The Examination of Sarah Carrier Taken before Dudly Broadstreat

Sarah Carrier being accused of witchcraft Confeseth as followeth that she hath been a witch Ever Since She was Six years Old that her Moth'r brought a red book to her and She touched it that her Moth'r Baptiz'd her in Andrew fostters pauster [= pasture] the day before She went to prison & that her Moth'r promised her she should not be hanged that her Mother taught her how to afflicte persons by pinching them or Setting on them that She began to afflict Sarah Phelps last Satterdy & that Betty Johnson was w'th her that her Moth'r gave her a Spear last Night & that She pricked Sarah Phelps & Ann Puttnam w'th it.

(Margin, right side) Sarah Carrier

( Essex Institute Collection, no. 24, 5v, James Duncan Phillips Library, Peabody Essex Museum, Salem, MA.)

[The following text appears in a full transcription of the above document published in the [Collections of the Massachusetts Historical Society], Third Seriees, vol. 1 (1825) taken from the original manuscript which has not been located.]

Gentlemen,

I Thought it meet to give you this broken account, hoping it may be of
some service. I am wholly unacquainted with affairs of this nature neither have
the benefit of books for forms &c. but being unadvisedly entered upon service I
am wholly unfit for, beg that my ignorance and failings may be as much covered
as conveniently may be; which will ever be acknowledged by
Your poor and unworthy servant,
DUDLEY BRADSTREET.

I know not whether to make any returns. Bonds I have taken. The custos rotulorum I know not, &c.

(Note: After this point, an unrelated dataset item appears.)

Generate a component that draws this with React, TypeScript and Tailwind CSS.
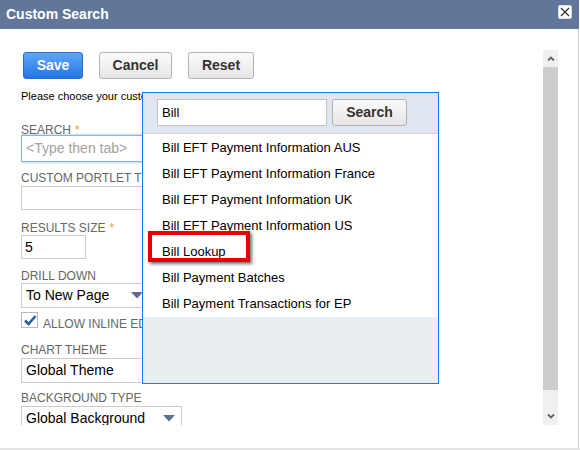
import React from "react";

const Label = ({ children, star = false, className = "" }: { children: React.ReactNode; star?: boolean; className?: string }) => (
  <div className={`text-[12px] leading-[12px] text-[#666666] uppercase whitespace-nowrap ${className}`}>
    {children}
    {star && <span className="text-[#e6a020] ml-[4px]">*</span>}
  </div>
);

const Arrow = () => (
  <svg width="12" height="7" viewBox="0 0 12 7" className="shrink-0">
    <path d="M0 0 L12 0 L6 6.5 Z" fill="#5b7090" />
  </svg>
);

const Select = ({ value, width, className = "" }: { value: string; width: string; className?: string }) => (
  <div className={`${width} h-[25px] border border-[#cccccc] bg-white flex items-center justify-between pl-[4px] pr-[6px] text-[14px] text-black ${className}`}>
    <span className="whitespace-nowrap">{value}</span>
    <Arrow />
  </div>
);

const items = [
  "Bill EFT Payment Information AUS",
  "Bill EFT Payment Information France",
  "Bill EFT Payment Information UK",
  "Bill EFT Payment Information US",
  "Bill Lookup",
  "Bill Payment Batches",
  "Bill Payment Transactions for EP",
];

export default function App() {
  return (
    <div className="w-[580px] h-[450px] bg-white overflow-hidden flex flex-col font-['Liberation_Sans',Arial,sans-serif]">
      <div className="w-[579px] h-[448px] flex flex-col">
        <div className="h-[29px] shrink-0 bg-[#607799] flex justify-between pl-[6px] pr-[7px]">
          <span className="text-white font-bold text-[14px] leading-[29px]">Custom Search</span>
          <div className="mt-[5px] w-[14px] h-[14px] bg-white rounded-[2px] border border-[#d8dde5] flex items-center justify-center">
            <svg width="10" height="10" viewBox="0 0 10 10">
              <path d="M1 1 L9 9 M9 1 L1 9" stroke="#333" strokeWidth="1.3" />
            </svg>
          </div>
        </div>
        <div className="flex-1 border-r border-[#cfcfcf] flex pt-[21px] pl-[21px] pr-[20px] relative">
          <div className="flex-1 h-[375px] overflow-hidden">
            <div className="flex gap-[16px] mt-[2px] ml-[2px]">
              <button className="w-[60px] h-[27px] rounded-[3px] border border-[#2a6cd0] bg-gradient-to-b from-[#5ea6f8] to-[#2476e6] text-white font-bold text-[14px]">
                Save
              </button>
              <button className="w-[73px] h-[27px] rounded-[3px] border border-[#b5b5b5] bg-gradient-to-b from-[#fbfbfb] to-[#e6e6e6] text-[#333] font-bold text-[14px]">
                Cancel
              </button>
              <button className="w-[66px] h-[27px] rounded-[3px] border border-[#b5b5b5] bg-gradient-to-b from-[#fbfbfb] to-[#e6e6e6] text-[#333] font-bold text-[14px]">
                Reset
              </button>
            </div>
            <div className="mt-[11px] text-[11px] leading-[13px] text-black whitespace-nowrap">
              Please choose your custom search form below.
            </div>

            <Label star className="mt-[21px]">Search</Label>
            <div className="mt-[-1px] w-[300px] h-[27px] border border-[#86b4ea] shadow-[0_0_3px_#8fbcf0] bg-white flex items-center pl-[4px] text-[14px] text-[#a3a3a3]">
              &lt;Type then tab&gt;
            </div>

            <Label className="mt-[10px]">Custom Portlet Title</Label>
            <div className="mt-[2px] w-[300px] h-[24px] border border-[#cccccc] bg-white" />

            <Label star className="mt-[12px]">Results Size</Label>
            <div className="mt-[1px] w-[65px] h-[24px] border border-[#cccccc] bg-white flex items-center pl-[3px] text-[14px] text-black">
              5
            </div>

            <Label className="mt-[11px]">Drill Down</Label>
            <Select value="To New Page" width="w-[129px]" className="mt-[1px]" />

            <div className="mt-[4px] h-[16px] flex">
              <div className="w-[17px] h-[16px] border border-[#b8b8b8] bg-white flex items-center justify-center">
                <svg width="14" height="12" viewBox="0 0 14 12">
                  <path d="M2 6.5 L5.5 10 L12.5 2" stroke="#2462a8" strokeWidth="2.6" fill="none" />
                </svg>
              </div>
              <Label className="ml-[5px] mt-[6px]">Allow Inline Editing</Label>
            </div>

            <Label className="mt-[16px]">Chart Theme</Label>
            <Select value="Global Theme" width="w-[200px]" className="mt-[2px]" />

            <Label className="mt-[9px]">Background Type</Label>
            <Select value="Global Background" width="w-[161px]" className="mt-[2px]" />
          </div>

          <div className="w-[15px] h-[375px] flex flex-col bg-[#f0f0f0]">
            <div className="h-[17px] flex items-center justify-center">
              <svg width="8" height="5" viewBox="0 0 8 5">
                <path d="M1 4.5 L4 1.5 L7 4.5" stroke="#606060" strokeWidth="1.8" fill="none" />
              </svg>
            </div>
            <div className="h-[323px] bg-[#cdcdcd]" />
            <div className="flex-1" />
            <div className="h-[17px] flex items-center justify-center">
              <svg width="8" height="5" viewBox="0 0 8 5">
                <path d="M1 0.5 L4 3.5 L7 0.5" stroke="#606060" strokeWidth="1.8" fill="none" />
              </svg>
            </div>
          </div>

          <div className="absolute left-[142px] top-[63px] w-[297px] h-[292px] border border-[#1a7ae8] bg-white flex flex-col">
            <div className="h-[41px] shrink-0 bg-[#dfe6ef] border-b border-[#cdd6e1] flex pt-[6px] pl-[14px] gap-[5px]">
              <div className="w-[170px] h-[27px] border border-[#c4c4c4] bg-white flex items-center pl-[4px] text-[13px] text-black">
                Bill
              </div>
              <button className="w-[75px] h-[27px] rounded-[3px] border border-[#b3b3b3] bg-gradient-to-b from-[#fafafa] to-[#e6e6e6] text-[#333] font-bold text-[14px]">
                Search
              </button>
            </div>
            <div className="flex flex-col pt-[1px]">
              {items.map((it) => (
                <div key={it} className="h-[26px] flex items-center pl-[19px] text-[13px] text-black whitespace-nowrap">
                  {it}
                </div>
              ))}
            </div>
            <div className="flex-1 bg-[#e9eef2]" />
            <div className="absolute left-[5px] top-[138px] w-[102px] h-[31px] border-[4px] border-[#e60000] shadow-[2px_2px_3px_rgba(0,0,0,0.55)]" />
          </div>
        </div>
      </div>
      <div className="h-[2px] bg-[#e3e3e3]" />
    </div>
  );
}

To the Honoured Bartholomew Gedney, John Hathorne, Esq., or any of their Majesties’ Justices of the Peace
in Salem these humbly present.

(Essex Institute Collection, no. 24, 5v, Peabody Essex Museum, James Duncan Phillips Library, Rowley, MA.)

SWP No. 26.2

(Examination of Sarah Carrier )

[August 11, 1692]

Sarah Carrier's confesstion Aug. 11th, 1696 [corrected 1692].

It was asked Sarah Carrier by the Magistrates or Justices John Hawthorne Esq; and others: How long hast thou been a witch? A. Ever since I was six years old. Q. How old are you now? A. Near eight years old, brother Richard says, I shall be eight years old in November next. Q. Who made you a witch? A. My mother, she made me set my hand to a book. Q. How did you set your hand to it? A. I touched it with my fingers and the book was red, the paper of it was white. She said she never had seen the black man; the place where she did it was in Andrew Foster's pasture and Elizabeth Johnson junr. was there. Being asked who was there beside, she answered her Aunt Toothaker and her cousin. Being asked when it was, she said, when she was baptized. Q. What did they promise to give you? A. A black dog. Q. Did the dog ever come to you? A. No. Q. But you said you saw a cat once. What did that say to you? A. It said it would tear me in pieces if I would not set my hand to the book. She said her mother baptized her, and the devil or black man was not there, as she saw, and her mother said when she baptized her, thou are mine for ever and ever and amen. Q. How did you afflict folks? A. I pinched them, and she said she had no puppets, but she went to them that she afflicted. Being asked whether she went in her body or her spirit, she said in her spirit. She said her mother carried her thither to afflict. Q. How did your mother carry you when she was in prison? A. She came like a black cat. Q. How did you know that it was your mother? A. The cat told me so that she was my mother. She said she afflicted Phelp's child last saturday, and Elizabeth Johnson joined with her to do it. She had a wooden spear, about as long as her finger, of Elizabeth Johnson, and she had it of the devil. She would not own that she had ever been at the witch meeting at the village. This is the substance.
Attest.
Simon Willard.

( Thomas Hutchinson, The History of the Province of Massachusetts-Bay, vol. 2, ed. Lawrence Shaw Mayo. (Harvard University Press, 1936). p. 34.)